When we talk about the patterns resemblance or similarity, we do not claim that patterns are the same. They are probably not, but they are linear-dependent. Why linear? Because we're checking the exact type of dependence using the Pearson correlation as the similarity measure.
This linear dependency looks like this:
\[Z^M_{T-M+1} = \alpha_1 \cdot Z^M_{T-msp} + \alpha_0 + e \hspace{1cm} (3)\]
In other words, we use simple regression to approximate the latest available actual pattern \[Z^M_{T-M+1}\] with the most similar pattern \[Z^M_{T-msp}\]. Here \[\alpha_1, \alpha_0\] are linear coefficients, \[e\] is an approximation error. The coefficients \[\alpha_1, \alpha_0\] can be calculated a number of ways, I prefer the least mean square method.
Step 4. Define the base pattern.
The base pattern is the time series piece which comes right after the most similar pattern on the time axis (figure 2). Let's denote it \[Z^P_{T-msp+M+1}\]. Here \[P\] is a number of forecast values we're aiming to get, the so-called forecast horizon.
Step 5. Calculate forecast values.
Forecast pattern \[\hat{Z}^P_T\] is calculated using the base pattern and obtained linear coefficients:
\[\hat{Z}^P_T = \alpha_1 \cdot Z^M_{T-msp+M+1} + \alpha_0 \hspace{1cm} (4)\]
Remember that the hat symbol ̂ (hat) is usually used for model results in notations.
Well, that's it, the forecast is done.
As we may see from the algorithm, the only model parameter is \[M\] which represents the pattern's length. Estimation of \[M\] should be done with preliminary looping through possible values, the recommended range \[M \in {2P,…,15P}\]. That looping can be considered as the model calibration.
3. Implementation
3.1 Service
The forecast model on the most similar pattern was coded in MATLAB (2007, 2011b). Furthermore, this implementation was the core of the Mathematical Bureau forecast service (software as a service) for the Wholesale Electricity Market of Russia. The forecast service was launched at the end of 2010 and provided day-ahead price and consumption forecast values automatically. The service software had the following structure (figure 3).
Modules TimeSeries Import, TimeSeries Export and Scheduler were implemented in Java by my friend, Sergey. Module Forecast was implemented in MATLAB by me. We combined these two solutions into one service. The actual and forecast values together with model parameters were stored in a MySQL database. The forecast service didn’t have any User Interface and was controlled by a command prompt.

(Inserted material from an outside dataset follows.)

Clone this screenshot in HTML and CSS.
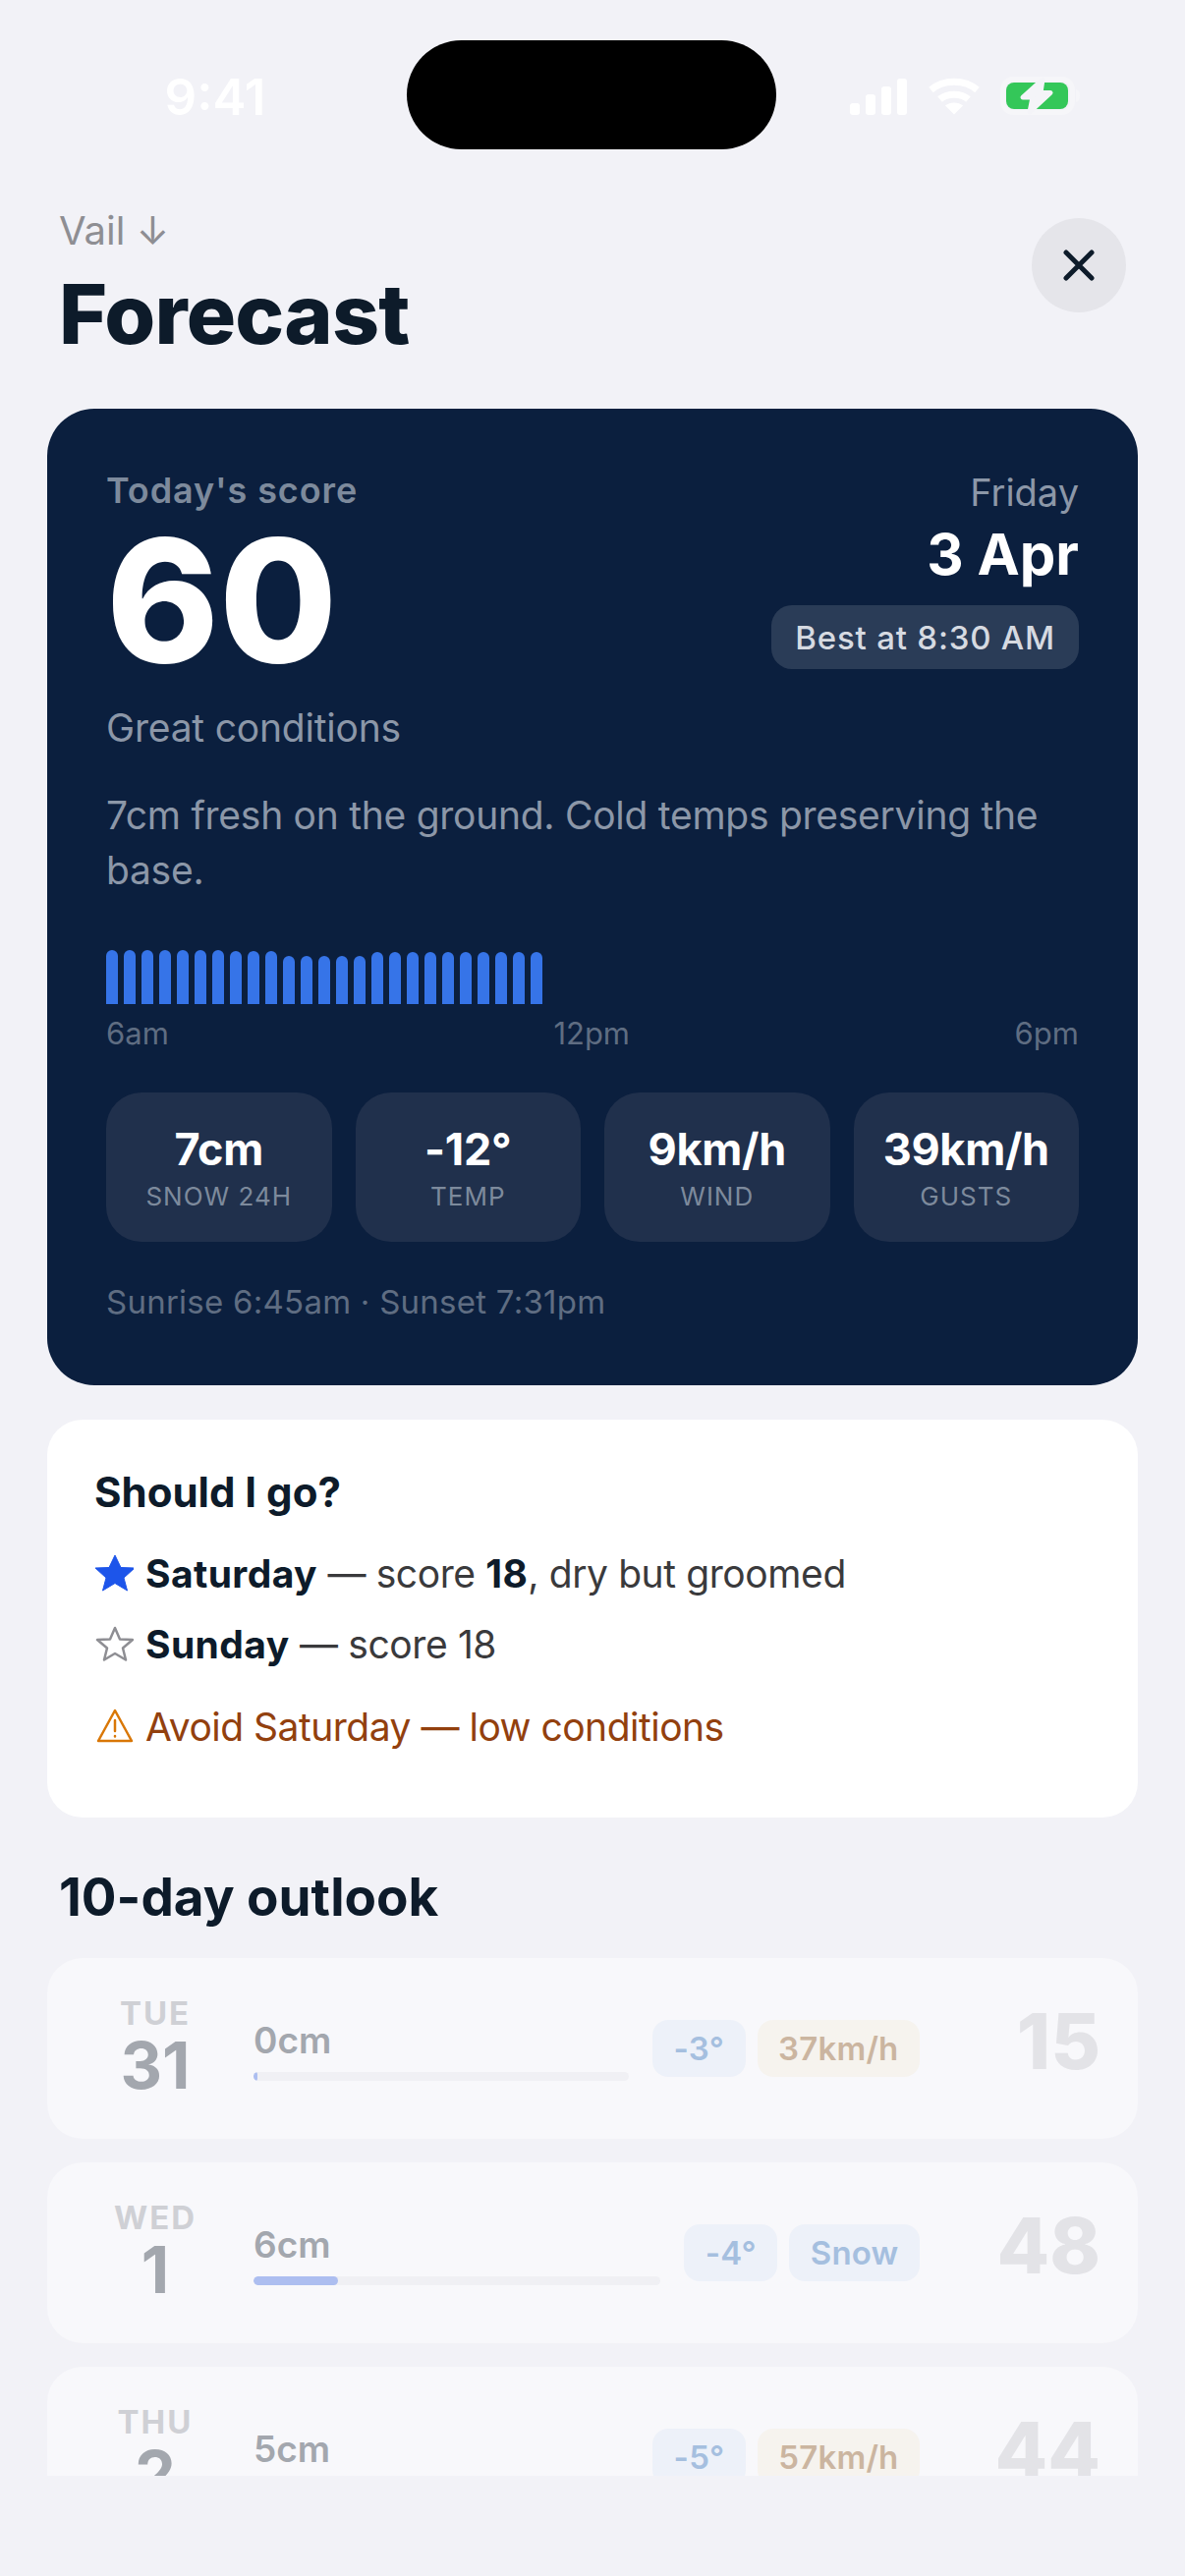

During 2010-2013 the Mathematical Bureau service forecasted the day-ahead prices for two price zones, five united energy systems and five hub indexes. Thus, the forecast of 12 price time series was carried out daily. The price forecast had two horizons: day-ahead and week ahead, both in hourly resolution.
3.2 Features
The forecast service started to work daily at 17:30 Moscow time. Forecast for the week ahead horizon took place on Wednesday only.
The above-mentioned algorithm looks simple but, in our forecast service, I made a rather complex implementation of the model. For both horizons and each time series, the following procedure was applied.
- Price forecast #1 was calculated using the target time series (the simplest case, akin to the above-mentioned).
- A new time series was obtained using the target time series by differencing time step like that \[\tilde{Z}(t) = Z(t) – Z(t-1)\].
- Price forecast #2 was calculated using a new time series \[ \tilde{Z}(t)\] and the same technique as for forecast #1.
- The average of two forecasts was calculated. The value could be considered as a consensus-forecast.
- This consensus-forecast was published on the Mathematical Bureau website.
External factors were not taken into account to improve model performance, because the power market at the time was relatively closed and most of the day-ahead parameters weren't published openly.
4. Results
In 2010, the very first version of the model on the most similar pattern was built. A new version was released in April 2011, and the forecast service was carried out in the way described above. Here, I publish forecast error reports for the period April 2011 to April 2013.
Forecast error is calculated with values MAPE (%), meaning absolute percentage error, and MAE (Rub/MWh), meaning absolute error. Mean error values for the entire 2-year period are represented in table 1.
Day-ahead prices, by areas |
||||
---|---|---|---|---|
MAE (Rub/MWh) | MAPE (%) | |||
Day ahead | Week ahead | Day ahead | Week ahead | |
24 values | 168 values | 24 values | 168 values | |
European price zone | 52.36 | 61.58 | 5.78% | 6.98% |
Siberian price zone | 45.11 | 59.75 | 7.03% | 9.09% |
Ural energy system | 53.60 | 69.00 | 5.66% | 7.31% |
Middle Volga energy system | 35.00 | 71.88 | 3.48% | 14.32% |
South energy system | 66.56 | 81.29 | For these areas, actual prices were sometimes close or equal to 0, which is why the MAPE value goes to infinity. | |
North-West energy system | 72.40 | 97.46 | ||
Centre energy system | 56.20 | 81.50 | ||
Centre hub | 57.60 | 80.25 | ||
South hub | 67.84 | 84.50 | ||
Ural hub | 51.68 | 67.00 | 5.49% | 7.15% |
East Siberia hub | 46.20 | 55.29 | 7.46% | 8.90% |
West Siberia hub | 52.24 | 70.29 | 7.81% | 10.49% |
Brief notes on the table: the Wholesale Power Market of Russia has a nodal pricing system. There are two price zones in Russia — the European and the Siberian. In addition, there are five energy systems, defined by the System Operator and five hubs defined by the market exchange organisation called the Administrator of Trade System. Before 2014 hub prices were used for settling bilateral contracts, currently they are not in use.
The error values were partly published in my PhD thesis in March 2012. A detailed forecast accuracy report by month is available in the file MostSimilarPatterPriceForecast2013.xlsx.